Only the lines from the start of the data below through the line that contains "const STARS = makeStars(360);" are to be copied, exactly and without pictures.

--- Start ---

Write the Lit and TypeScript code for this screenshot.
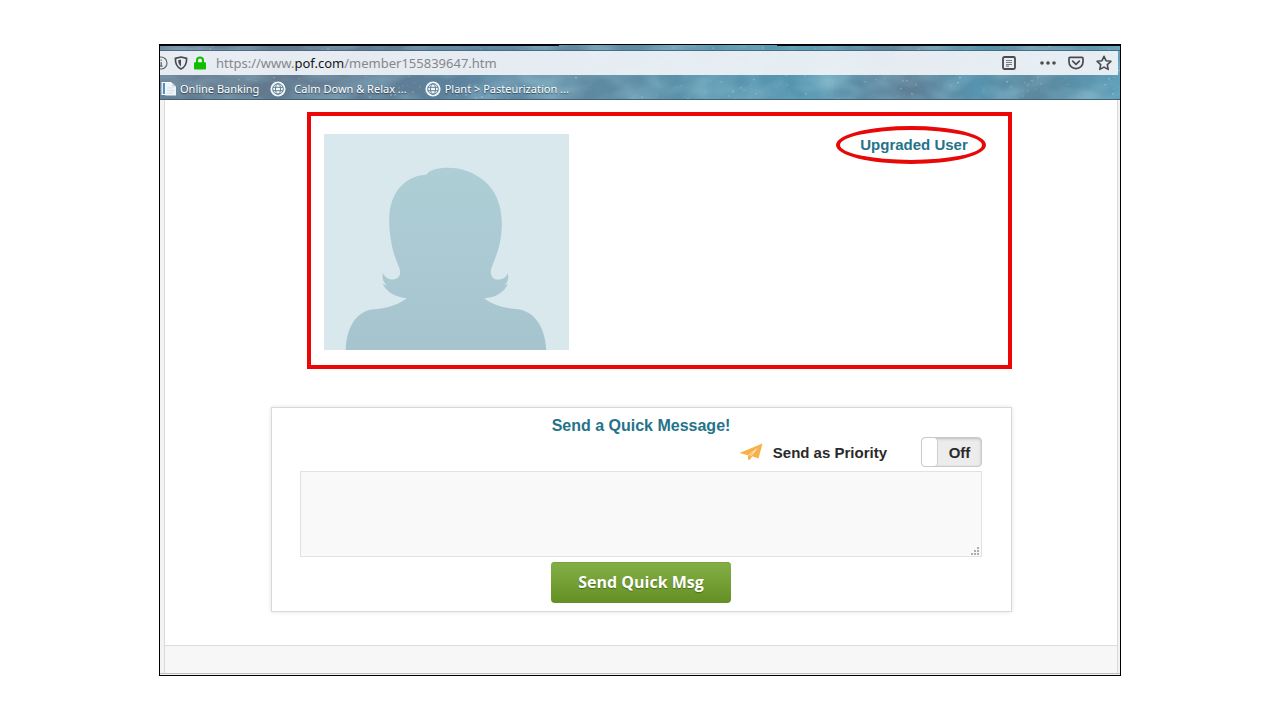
import { LitElement, html, svg, css } from "lit";
import { customElement, state } from "lit/decorators.js";

/** Scattered points for the starry toolbar theme: x, y, radius, opacity. */
function makeStars(count: number): number[][] {
  let seed = 71;
  const next = () => {
    seed = (seed * 16807) % 2147483647;
    return seed / 2147483647;
  };
  return Array.from({ length: count }, () => [
    Math.round(next() * 960),
    Math.round(next() * 54),
    0.4 + next() * 0.6,
    0.1 + next() * 0.35,
  ]);
}

const STARS = makeStars(360);

const globe = svg`<svg class="globe" viewBox="0 0 16 16" aria-hidden="true">
  <circle cx="8" cy="8" r="7.6" fill="#f4f8fa"/>
  <g fill="none" stroke="#5f8297" stroke-width="1">
    <circle cx="8" cy="8" r="5.3"/>
    <ellipse cx="8" cy="8" rx="2.5" ry="5.3"/>
    <path d="M2.9 6.3h10.2M2.9 9.7h10.2"/>
  </g>
</svg>`;

@customElement("browser-bar")
export class BrowserBar extends LitElement {
  static styles = css`
    :host {
      display: block;
      position: relative;
      overflow: hidden;
      color: #fff;
      font-family: "Noto Sans", "Open Sans", sans-serif;
      background: linear-gradient(90deg, #64788c 0%, #61798f 18%, #5c84a0 34%, #5f88a0 44%,
        #5793ac 58%, #5796b0 68%, #5f7f96 78%, #5693ae 85%, #5d889f 91%, #5798b3 100%);
    }
    .sky {
      position: absolute;
      inset: 0;
      width: 100%;
      height: 100%;
    }
    .tabs {
      position: relative;
      height: 6px;
      border-bottom: 1px solid #4c6c84;
      box-sizing: border-box;
      background: linear-gradient(90deg, #05080c 0 41.6%, transparent 41.6% 64.3%, #05080c 64.3%) top / 100% 1px no-repeat;
    }
    .address {
      position: relative;
      display: flex;
      align-items: center;
      height: 24px;
      margin-right: 2px;
      background: rgba(238, 242, 247, 0.94);
      color: #4a4a4f;
    }
    .info { width: 8px; height: 14px; }
    .shield { width: 14px; height: 14px; margin-left: 6px; }
    .lock { width: 12px; height: 14px; margin-left: 6px; }
    .url {
      flex: 1;
      min-width: 0;
      margin: 0 0 0 10px;
      font-size: 13px;
      line-height: 26px;
      color: #85878b;
      white-space: nowrap;
      overflow: hidden;
    }
    .host { color: #15171a; }
    button {
      display: block;
      padding: 0;
      border: 0;
      background: none;
      color: inherit;
      height: 16px;
    }
    button svg { display: block; width: 16px; height: 16px; }
    .actions {
      display: flex;
      align-items: center;
      gap: 12px;
      padding-right: 6px;
    }
    .reader { margin-right: 11px; }
    .bookmarks {
      position: relative;
      display: flex;
      align-items: center;
      height: 25px;
      padding: 3px 0 0 1px;
      box-sizing: border-box;
      border-bottom: 1px solid #3f6478;
      white-space: nowrap;
    }
    .bookmarks a {
      display: flex;
      align-items: center;
      color: #fff;
      font-size: 11px;
      line-height: 20px;
      text-decoration: none;
      text-shadow: 0 1px 1px #2d4355;
    }
    .bookmarks a + a { margin-left: 11px; }
    .bookmarks .tight { margin-left: 18px; }
    .page-icon { width: 15px; height: 16px; margin-right: 4px; }
    .globe { width: 16px; height: 16px; margin-right: 8px; }
    .tight .globe { margin-right: 4px; }
  `;

  render() {
    return html`
      <svg class="sky" viewBox="0 0 960 54" preserveAspectRatio="none" aria-hidden="true">
        <defs>
          <filter id="haze" x="0" y="0" width="100%" height="100%">
            <feTurbulence type="fractalNoise" baseFrequency="0.02 0.035" numOctaves="3" seed="8"></feTurbulence>
            <feColorMatrix values="0 0 0 0 0.4  0 0 0 0 0.7  0 0 0 0 0.8  0.9 0 0 0 -0.3"></feColorMatrix>
          </filter>
        </defs>
        <rect width="960" height="54" filter="url(#haze)"></rect>
        ${STARS.map(([x, y, r, o]) => svg`<circle cx=${x} cy=${y} r=${r} fill="#d9eef6" opacity=${o}></circle>`)}
      </svg>
      <div class="tabs"></div>
      <div class="address">
        <svg class="info" viewBox="0 0 8 14" aria-hidden="true">
          <circle cx="1" cy="7" r="6" fill="none" stroke="#66686c" stroke-width="1.2"/>
          <path d="M1.2 6v4.2M1.2 3.4v1.4M0 10.2h2.6" stroke="#66686c" stroke-width="1.3"/>
        </svg>
        <svg class="shield" viewBox="0 0 14 14" aria-hidden="true">
          <path d="M7 1 12.6 2.4C12.8 7.6 11 11.2 7 13 3 11.2 1.2 7.6 1.4 2.4Z" fill="none" stroke="#4a4a4f" stroke-width="1.7" stroke-linejoin="round"/>
          <path d="M7 3.6v6.8C5 9 4.2 7 4.2 4.3Z" fill="#4a4a4f"/>
        </svg>
        <svg class="lock" viewBox="0 0 12 14" aria-hidden="true">
          <path d="M3 7V4.4a3 3 0 0 1 6 0V7" fill="none" stroke="#12bc00" stroke-width="2"/>
          <rect x="0" y="6.2" width="12" height="7.3" rx="1" fill="#12bc00"/>
        </svg>
        <p class="url">https://www.<span class="host">pof.com</span>/member155839647.htm</p>
        <div class="actions">
          <button class="reader" aria-label="Reader view">
            <svg viewBox="0 0 16 16" fill="none" stroke="#4a4a4f">
              <rect x="2" y="2" width="12" height="12" rx="1.4" stroke-width="1.8"/>
              <path d="M5 5.5h6M5 7.5h6M5 9.5h6M5 11.2h3" stroke-width="1.2" stroke="#7c7e83"/>
            </svg>
          </button>
          <button aria-label="Page actions">
            <svg viewBox="0 0 16 16" fill="#4a4a4f">
              <circle cx="2" cy="8" r="1.8"/><circle cx="8" cy="8" r="1.8"/><circle cx="14" cy="8" r="1.8"/>
            </svg>
          </button>
          <button aria-label="Save to Pocket">
            <svg viewBox="0 0 16 16" fill="none" stroke="#4a4a4f" stroke-width="1.7" stroke-linecap="round" stroke-linejoin="round">
              <path d="M2 2.4h12a1 1 0 0 1 1 1V7a7 6.6 0 0 1-14 0V3.4a1 1 0 0 1 1-1Z"/>
              <path d="m4.7 6.2 3.3 3.1 3.3-3.1"/>
            </svg>
          </button>
          <button aria-label="Bookmark this page">
            <svg viewBox="0 0 16 16" fill="none" stroke="#4a4a4f" stroke-width="1.6" stroke-linejoin="round">
              <path d="m8 1.3 2 4.4 4.9.6-3.6 3.3.9 4.8L8 12.1l-4.2 2.3.9-4.8L1.1 6.3 6 5.7Z"/>
            </svg>
          </button>
        </div>
      </div>
      <nav class="bookmarks" aria-label="Bookmarks">
        <a href="#banking">
          <svg class="page-icon" viewBox="0 0 15 16" aria-hidden="true">
            <path d="M0.500 1h10v13h-10Z" fill="#fff"/>
            <path d="M1.800 2h2.200v11H1.800Z" fill="#4f93c4"/>
            <path d="M4.500 2h7L15 5.500V14.500H4.500Z" fill="#eef4f8"/>
            <path d="M11.500 2v3.500H15" fill="#bcd0dd"/>
            <path d="M6 7h6M6 9.500h7M6 12h6" stroke="#d3dfe7" stroke-width="1"/>
          </svg>
          Online Banking
        </a>
        <a href="#calm">${globe}Calm Down &amp; Relax ...</a>
        <a class="tight" href="#plant">${globe}Plant &gt; Pasteurization ...</a>
      </nav>
    `;
  }
}

@customElement("profile-card")
export class ProfileCard extends LitElement {
  static styles = css`
    :host {
      display: flex;
      justify-content: space-between;
      align-items: flex-start;
      padding: 9px 22px 15px 13px;
      border: 4px solid #ec0606;
      font-family: "Liberation Sans", Arial, sans-serif;
    }
    .avatar {
      display: block;
      width: 245px;
      height: 216px;
      margin-top: 9px;
    }
    .status {
      display: flex;
      align-items: center;
      justify-content: center;
      box-sizing: border-box;
      width: 150px;
      height: 38px;
      margin-top: 1px;
      padding-left: 6px;
      border: 4px solid #e80808;
      border-radius: 50%;
    }
    .status a {
      color: #25738a;
      font-size: 15px;
      font-weight: bold;
      line-height: 20px;
      text-decoration: none;
      white-space: nowrap;
    }
  `;

  render() {
    return html`
      <svg class="avatar" viewBox="74 90 733 647" preserveAspectRatio="none" role="img" aria-label="Profile photo placeholder">
        <defs>
          <linearGradient id="figure" x1="0" y1="0" x2="0" y2="1">
            <stop offset="0" stop-color="#aeced6"></stop>
            <stop offset="1" stop-color="#a6c4ce"></stop>
          </linearGradient>
        </defs>
        <rect x="74" y="90" width="733" height="647" fill="#d9e8ec"></rect>
        <path fill="url(#figure)" d="M139 737C142 662 175 622 218 616C262 613 295 602 322 582C290 579 262 566 249 538L263 545C252 534 247 523 250 506C257 520 268 526 281 526C296 525 304 514 301 499C299 484 281 456 275 412C269 380 268 354 270 325C279 255 322 215 381 211C387 198 415 191 443 191C490 191 521 205 553 230C586 258 607 300 606 365C605 420 590 452 577 486C567 510 577 526 594 526C608 526 619 520 624 507C628 524 622 536 612 545L625 538C612 566 588 580 553 582C580 603 616 612 655 615C703 622 736 668 739 737Z"></path>
      </svg>
      <div class="status"><a href="#upgraded">Upgraded User</a></div>
    `;
  }
}

@customElement("quick-message")
export class QuickMessage extends LitElement {
  static styles = css`
    :host {
      display: block;
      padding: 8px 29px 8px 28px;
      border: 1px solid #d9d9d9;
      box-shadow: 0 0 4px #e2e2e2;
      font-family: "Liberation Sans", Arial, sans-serif;
    }
    form { display: flex; flex-direction: column; }
    h2 {
      margin: 0 0 1px;
      color: #25738a;
      font-size: 16px;
      line-height: 20px;
      text-align: center;
    }
    .priority {
      display: flex;
      align-items: center;
      justify-content: flex-end;
      height: 30px;
      margin-bottom: 4px;
      color: #2a2a2a;
      font-size: 15px;
      font-weight: bold;
    }
    .plane { width: 24px; height: 18px; margin-right: 10px; }
    .switch {
      display: flex;
      align-items: center;
      box-sizing: border-box;
      width: 61px;
      height: 30px;
      margin-left: 34px;
      border: 1px solid #c9c9c9;
      border-radius: 4px;
      background: #ececec;
      box-shadow: inset 0 1px 3px #bdbdbd;
    }
    .switch input {
      appearance: none;
      width: 16px;
      height: 28px;
      margin: 0;
      border-right: 1px solid #cfcfcf;
      border-radius: 4px;
      background: #fff;
    }
    .switch span { flex: 1; text-align: center; }
    .field { position: relative; display: block; margin-bottom: 5px; }
    textarea {
      display: block;
      box-sizing: border-box;
      width: 100%;
      height: 86px;
      margin: 0;
      padding: 8px;
      border: 1px solid #e2e2e2;
      background: #f9f9f9;
      font: inherit;
      resize: none;
      outline: 0;
    }
    .grip { position: absolute; right: 3px; bottom: 2px; width: 9px; height: 8px; }
    .send {
      align-self: center;
      width: 180px;
      height: 41px;
      padding: 0 0 2px;
      border: 0;
      border-radius: 4px;
      background: linear-gradient(#83b046, #648f25);
      box-shadow: inset 0 1px 0 #76a33c;
      color: #fff;
      font-family: "Open Sans", sans-serif;
      font-size: 16px;
      font-weight: bold;
      text-shadow: 0 1px 1px #486c16;
    }
  `;

  @state() private priority = false;

  private toggle(e: Event) {
    this.priority = (e.target as HTMLInputElement).checked;
  }

  render() {
    return html`
      <form @submit=${(e: Event) => e.preventDefault()}>
        <h2 id="title">Send a Quick Message!</h2>
        <div class="priority">
          <svg class="plane" viewBox="0 0 24 18" aria-hidden="true">
            <path fill="#f8b04a" d="M0.500 10 23.500 0.500 19.500 15.500 13.200 13.200 11 16.800 9.200 16.800 8.800 12.200Z"/>
            <path d="M9.400 12.600 17.500 6 12 13" fill="none" stroke="#ffe9c6" stroke-width="1"/>
          </svg>
          <label for="priority">Send as Priority</label>
          <label class="switch">
            <input id="priority" type="checkbox" .checked=${this.priority} @change=${this.toggle}>
            <span>${this.priority ? "On" : "Off"}</span>
          </label>
        </div>
        <div class="field">
          <textarea aria-labelledby="title"></textarea>
          <svg class="grip" viewBox="0 0 9 8" fill="#adadad" aria-hidden="true">
            <path d="M7 0h2v2H7ZM4 3h2v2H4ZM7 3h2v2H7ZM1 6h2v2H1ZM4 6h2v2H4ZM7 6h2v2H7Z"/>
          </svg>
        </div>
        <button class="send">Send Quick Msg</button>
      </form>
    `;
  }
}

@customElement("app-root")
export class AppRoot extends LitElement {
  static styles = css`
    :host {
      display: block;
      padding: 44px 0;
      background: #fff;
    }
    .frame {
      width: 75%;
      margin: 0 auto;
      border: 1px solid #000;
      background: #f3f3f3;
    }
    .page {
      margin: 0 2px 0 4px;
      border: solid #dadada;
      border-width: 0 1px;
      background: #fff;
    }
    .content {
      display: flex;
      flex-direction: column;
      gap: 38px;
      padding: 12px 105px 33px 106px;
    }
    .profile { margin-left: 36px; }
    .footer {
      height: 27px;
      border-top: 1px solid #dcdcdc;
      background: #f7f7f7;
    }
    .edge { height: 1px; margin-bottom: 1px; background: #bfbfbf; }
  `;

  render() {
    return html`
      <div class="frame">
        <browser-bar></browser-bar>
        <main class="page">
          <div class="content">
            <profile-card class="profile"></profile-card>
            <quick-message></quick-message>
          </div>
          <footer class="footer"></footer>
        </main>
        <div class="edge"></div>
      </div>
    `;
  }
}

--- End ---

Correct answer:
Write the Lit and TypeScript code for this screenshot.
import { LitElement, html, svg, css } from "lit";
import { customElement, state } from "lit/decorators.js";

/** Scattered points for the starry toolbar theme: x, y, radius, opacity. */
function makeStars(count: number): number[][] {
  let seed = 71;
  const next = () => {
    seed = (seed * 16807) % 2147483647;
    return seed / 2147483647;
  };
  return Array.from({ length: count }, () => [
    Math.round(next() * 960),
    Math.round(next() * 54),
    0.4 + next() * 0.6,
    0.1 + next() * 0.35,
  ]);
}

const STARS = makeStars(360);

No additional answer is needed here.